Roma Piotrowska: I meet artists in their studios and today I’m visiting you in your studio at home in Ramsgate. I know that you’ve recently moved from London and I would like to find out what brought you here?

Sława Harasymowicz: I’ve lived in London for over 15 years, and I found myself gradually pushed out towards the outskirts. I love the city but in the end, I felt I didn’t really live in it. It is just too expensive. I am not alone in swapping Zone 5 for Thanet, because there’s a wave of artists moving to this area.

R: What is it that attract artists here?

S: Thanet (including Ramsgate and Margate), has beautiful bone structure – the architecture and the beaches – but it is economically neglected. There is a strong, local UKIP influence. Tracey Emin escaped from Margate; she famously hated it, but now she is moving her home and studio back here. Comparatively affordable spaces, the sea, beaches, both positive energy and tensions attract artists. It’s not just a nice area to move out of London. There is art being made here that asks questions, and that’s important for me. Of course, there is also not very good art, and quite a lot of people move here just to benefit from cheap property and spend days in cafes that are too expensive for the ‘locals’. Maybe now is the threshold before the next stage where gentrification takes hold and things become settled, divided and stale. Perhaps we will all get bored with Thanet?

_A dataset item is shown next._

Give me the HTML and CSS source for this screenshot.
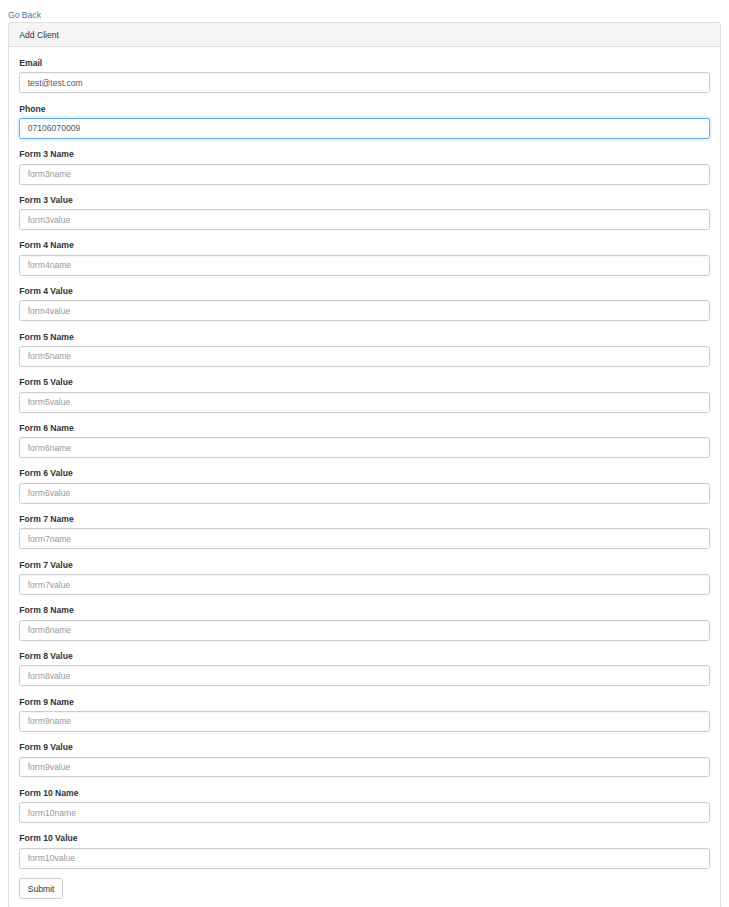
FILE: index.html
```html
<!DOCTYPE html>
<html>
<head>
<meta charset="utf-8">
<link rel="stylesheet" href="styles.css">
</head>
<body>
<a class="go-back" href="#">Go Back</a>
<div class="panel">
  <div class="panel-heading">Add Client</div>
  <div class="panel-body">
    <form class="form">
      <div class="form-group"><label>Email</label><input class="form-control" type="text" value="test@test.com"></div>
      <div class="form-group"><label>Phone</label><input class="form-control focused" type="text" value="07106070009"></div>
      <div class="form-group"><label>Form 3 Name</label><input class="form-control" type="text" placeholder="form3name"></div>
      <div class="form-group"><label>Form 3 Value</label><input class="form-control" type="text" placeholder="form3value"></div>
      <div class="form-group"><label>Form 4 Name</label><input class="form-control" type="text" placeholder="form4name"></div>
      <div class="form-group"><label>Form 4 Value</label><input class="form-control" type="text" placeholder="form4value"></div>
      <div class="form-group"><label>Form 5 Name</label><input class="form-control" type="text" placeholder="form5name"></div>
      <div class="form-group"><label>Form 5 Value</label><input class="form-control" type="text" placeholder="form5value"></div>
      <div class="form-group"><label>Form 6 Name</label><input class="form-control" type="text" placeholder="form6name"></div>
      <div class="form-group"><label>Form 6 Value</label><input class="form-control" type="text" placeholder="form6value"></div>
      <div class="form-group"><label>Form 7 Name</label><input class="form-control" type="text" placeholder="form7name"></div>
      <div class="form-group"><label>Form 7 Value</label><input class="form-control" type="text" placeholder="form7value"></div>
      <div class="form-group"><label>Form 8 Name</label><input class="form-control" type="text" placeholder="form8name"></div>
      <div class="form-group"><label>Form 8 Value</label><input class="form-control" type="text" placeholder="form8value"></div>
      <div class="form-group"><label>Form 9 Name</label><input class="form-control" type="text" placeholder="form9name"></div>
      <div class="form-group"><label>Form 9 Value</label><input class="form-control" type="text" placeholder="form9value"></div>
      <div class="form-group"><label>Form 10 Name</label><input class="form-control" type="text" placeholder="form10name"></div>
      <div class="form-group"><label>Form 10 Value</label><input class="form-control" type="text" placeholder="form10value"></div>
      <button class="btn" type="button">Submit</button>
    </form>
  </div>
</div>
</body>
</html>
```

FILE: styles.css
```css
html, body {
  margin: 0;
  padding: 0;
}
body {
  margin: 8px;
  font-family: "Liberation Sans", Arial, Helvetica, sans-serif;
  font-size: 8.6px;
  line-height: 12.3px;
  color: #333;
  background: #fff;
}
.go-back {
  display: block;
  line-height: 14px;
  color: #337ab7;
  text-decoration: none;
}
.panel {
  border: 1px solid #ddd;
  border-radius: 2.5px;
  background: #fff;
  box-shadow: 0 0.6px 0.6px rgba(0, 0, 0, 0.05);
}
.panel-heading {
  background: #f5f5f5;
  border-bottom: 1px solid #ddd;
  padding: 5.6px 10.3px;
  line-height: 12.3px;
  color: #333;
  border-radius: 2.5px 2.5px 0 0;
}
.panel-body {
  padding: 9.5px 10.3px 9.24px;
}
.form-group {
  margin-bottom: 9.3px;
}
.form-group label {
  display: block;
  font-weight: bold;
  line-height: 12.3px;
  margin-bottom: 3.08px;
}
.form-control {
  display: block;
  box-sizing: border-box;
  width: 100%;
  height: 20.95px;
  margin: 0;
  padding: 3.7px 7.4px;
  font-family: inherit;
  font-size: 8.6px;
  line-height: 12.3px;
  color: #555;
  background: #fff;
  border: 1px solid #ccc;
  border-radius: 2.5px;
  box-shadow: inset 0 0.6px 0.6px rgba(0, 0, 0, 0.075);
  outline: none;
}
.form-control::placeholder {
  color: #999;
}
.form-control.focused {
  border-color: #66afe9;
  box-shadow: inset 0 0.6px 0.6px rgba(0, 0, 0, 0.075), 0 0 3.7px rgba(102, 175, 233, 0.6);
}
.btn {
  display: inline-block;
  box-sizing: border-box;
  height: 20.95px;
  margin: 0;
  padding: 3.7px 7.4px;
  font-family: inherit;
  font-size: 8.6px;
  line-height: 12.3px;
  color: #333;
  background: #fff;
  border: 1px solid #ccc;
  border-radius: 2.5px;
  cursor: pointer;
}
```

Sława Harasymowicz's studio

Sława Harasymowicz’s studio

Sława Harasymowicz's studio

Sława Harasymowicz’s studio

R: Could you give me some examples of artistic hubs here?

S: There is the obvious example of Turner Contemporary, a white cube institution, and numerous smaller galleries and artists-run spaces; to name just a few, there is Crate, Limbo, or Ben Volks, for example. There is also Open School East. There are pop up shows on the beach, where art sometimes disappears as the tide comes in, because the artwork is made of ephemeral materials such as sand or wood. Some of the smaller spaces are being replaced with commercial projects or shops, as buildings change owners, rents go up etc.

R: What is the nature of your work?

S: I work with images and words. I am interested in the obscure, the uncanny, the peripheral and how they reshuffle things and tensions between the personal and the public. The images that I use as sources in my works hide something. They sometimes hint at the possibility of a narrative. Images that I make in response, (I call them “picture sets”) act as mirrors, stand-ins, but they are also independent and construct their own histories. Not everything can or needs to be explained. They are another camouflage in a way. They are not empty though, and they resonate with me very strongly. I think as artists, we are shape-shifters. We deal with fabrications, so I am curious to see how emotions circulate between artworks, audience and artist to implicate everyone in unexpected ways.

Sława Harasymowicz's studio

Sława Harasymowicz’s studio

R: What’s your preference of medium?

S: I use different media and it all depends on the project. I can be quite obsessed with found photos, which I then draw from, turning them into quite detailed hand-drawn images,  and then in turn into screen prints. The image becomes both personal and depersonalised – it is ‘mine’, but it is also universal. I work with drawings, screen-prints, collages, found footage, digital reproduction, site-responsive installations and writing. Drawing is a way I make the work mine. It does not matter whether it is a screen-print, printed drawing, or a hand-mark that is unmediated. I recently started working with animation and I will definitely carry on with it. I will also continue collaborating with musicians.

R: What is your background as an artist?

S: I wanted to study art in Poland but ended up as an English philology graduate in the late 1990s Kraków, facing a future as an English teacher. I had to get out. I went to London and I spent three years in limbo because I couldn’t start studies straight away without paying extraordinary tuition prices. I first had to ‘become settled’. I eventually got a part-time job at the BBC World Service, Polish section. My job involved recording foreign correspondents. I was one of the last people to be trained by the BBC in the analogue reel to reel tape recording and editing – cutting tape with razor blades, literally deconstructing and reconstructing sound. I really enjoyed it. Around that time I was finally able to start studying. So it was all slightly convoluted.

BWA Tarnów, 2018

BWA Tarnów, exhibition, 2018, photo by Przemysław Sroka

R: What did you study?

S: I wasn’t sure what to choose. I wanted to study art, but also to be able to support myself and Visual Communication seemed to promise that. I went to do an MA in Communication Art and Design at the Royal College of Art. The course was really open – people made video art, sound art, illustrations, comics, paintings, performance art, there were obsessive digital designers, publishers, typographers – it was a really good mix.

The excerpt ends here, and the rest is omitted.